There are fantasy elements in many of Peake’s poems, and not just in the omitted nonsense verse, ranging from the hallucinatory late poem beginning “Heads float about me; come and go, absorb me” (214) on up. “The Rhyme of the Flying Bomb” may be seen as a symbolical religious fantasy, in the form of a dialogue between a sailor, mired in reality, and the spiritual being of a new-born, eternally re-born child whom he has rescued from a London air raid and hidden in a ruined church. The dialogue has some of the manic quality found in the Titus books, but is grounded in the anxiety of the primary-world war, described with stark simplicity. The resemblance in both tone and verse style to Coleridge’s “Rime of the Ancient Mariner” is likely to be intentional.
The remaining long poem in Peake’s oeuvre, “A Reverie of Bone” (106-15), was written with less haste and more ornate language.
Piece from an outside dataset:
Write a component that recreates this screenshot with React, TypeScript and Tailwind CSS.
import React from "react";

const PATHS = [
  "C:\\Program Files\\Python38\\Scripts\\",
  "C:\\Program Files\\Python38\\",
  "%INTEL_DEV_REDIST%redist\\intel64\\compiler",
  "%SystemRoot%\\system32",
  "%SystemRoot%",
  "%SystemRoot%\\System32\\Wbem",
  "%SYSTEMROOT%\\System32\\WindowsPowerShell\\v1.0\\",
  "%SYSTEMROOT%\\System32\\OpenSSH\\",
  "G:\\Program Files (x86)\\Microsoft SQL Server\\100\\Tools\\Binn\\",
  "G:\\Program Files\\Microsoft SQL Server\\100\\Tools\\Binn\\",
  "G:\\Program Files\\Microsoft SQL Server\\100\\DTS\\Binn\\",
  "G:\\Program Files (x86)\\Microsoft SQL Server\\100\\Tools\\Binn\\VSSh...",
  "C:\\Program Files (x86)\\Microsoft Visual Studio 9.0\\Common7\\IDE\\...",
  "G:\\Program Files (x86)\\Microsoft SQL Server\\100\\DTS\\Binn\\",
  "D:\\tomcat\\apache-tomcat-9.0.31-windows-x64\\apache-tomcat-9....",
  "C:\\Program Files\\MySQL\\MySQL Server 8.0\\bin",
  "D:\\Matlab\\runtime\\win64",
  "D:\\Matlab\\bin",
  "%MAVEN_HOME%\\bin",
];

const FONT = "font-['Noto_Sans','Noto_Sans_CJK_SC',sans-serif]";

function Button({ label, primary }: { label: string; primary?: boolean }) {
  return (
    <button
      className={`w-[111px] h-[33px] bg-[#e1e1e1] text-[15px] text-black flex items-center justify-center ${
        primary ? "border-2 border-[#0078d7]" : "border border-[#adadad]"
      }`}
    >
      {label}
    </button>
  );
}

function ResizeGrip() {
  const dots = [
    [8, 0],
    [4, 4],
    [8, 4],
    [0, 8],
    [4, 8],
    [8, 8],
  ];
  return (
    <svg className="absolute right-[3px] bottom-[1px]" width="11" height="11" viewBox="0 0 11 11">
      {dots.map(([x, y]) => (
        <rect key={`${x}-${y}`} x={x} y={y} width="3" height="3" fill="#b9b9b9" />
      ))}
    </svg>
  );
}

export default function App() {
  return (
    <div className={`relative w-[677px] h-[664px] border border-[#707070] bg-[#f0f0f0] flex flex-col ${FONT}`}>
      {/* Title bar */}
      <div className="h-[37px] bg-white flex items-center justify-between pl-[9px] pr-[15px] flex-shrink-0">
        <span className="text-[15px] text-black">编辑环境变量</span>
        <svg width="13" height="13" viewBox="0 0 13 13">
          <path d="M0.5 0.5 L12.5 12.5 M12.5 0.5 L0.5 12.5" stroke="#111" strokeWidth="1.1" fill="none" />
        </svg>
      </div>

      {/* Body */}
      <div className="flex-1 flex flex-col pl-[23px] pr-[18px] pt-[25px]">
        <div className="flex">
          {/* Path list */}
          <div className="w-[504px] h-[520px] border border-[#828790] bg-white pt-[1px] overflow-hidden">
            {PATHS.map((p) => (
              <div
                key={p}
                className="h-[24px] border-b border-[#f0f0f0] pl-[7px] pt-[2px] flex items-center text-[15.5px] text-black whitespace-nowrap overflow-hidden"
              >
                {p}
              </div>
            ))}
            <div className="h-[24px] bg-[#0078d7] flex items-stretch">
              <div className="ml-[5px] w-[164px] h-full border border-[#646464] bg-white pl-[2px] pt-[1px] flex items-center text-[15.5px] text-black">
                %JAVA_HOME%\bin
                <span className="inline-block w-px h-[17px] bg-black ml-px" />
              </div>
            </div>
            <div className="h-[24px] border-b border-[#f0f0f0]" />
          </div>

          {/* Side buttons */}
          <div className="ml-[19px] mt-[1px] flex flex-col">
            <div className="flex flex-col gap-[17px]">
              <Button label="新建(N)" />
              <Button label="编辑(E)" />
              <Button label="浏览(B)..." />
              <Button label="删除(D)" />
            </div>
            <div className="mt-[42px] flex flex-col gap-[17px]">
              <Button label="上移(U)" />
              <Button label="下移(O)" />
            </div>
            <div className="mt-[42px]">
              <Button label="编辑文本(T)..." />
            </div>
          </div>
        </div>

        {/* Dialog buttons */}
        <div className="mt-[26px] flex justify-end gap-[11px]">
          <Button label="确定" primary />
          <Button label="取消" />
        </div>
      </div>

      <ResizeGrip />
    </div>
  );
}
It is a contemplative vision of a desert landscape covered with the bones of a lost people. Apologizing for its own morbidity, the poem has an elegiac tone distantly akin to Tolkien’s, and even more to Shelley’s “Ozymandias.” As a text, this is the most remarkable poem in the collection, for as given here it includes seven stanzas never previously printed, which had been crossed out, for some unknown reason by some unknown hand, in the original typescript, despite the fact that the poem makes much less sense without them.
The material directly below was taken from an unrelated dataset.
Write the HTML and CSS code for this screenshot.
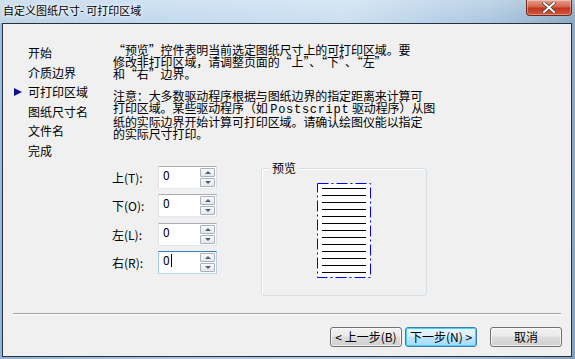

Though the few longer poems stand out due to size, as many memorable images and lines come from the shorter work. The gazelle inside his wife’s body “That moves as you move / And is one with the limbs / That you have” (38), the moon as God’s lost fingernail (75-6), the firelit glassblowers, the heads that float about him. For an author best known for monumentally Dickensian novels, as a poet Peake is remarkably gifted at being very brief indeed. But verbal imagery was the coin of Peake’s novels as well as of his poems, and he knew it: “Into the dusty well / Of English words / I dip / My wavering pitcher” (158).
Works Cited
Amis, Kingsley. Memoirs. New York: Summit Books, 1991.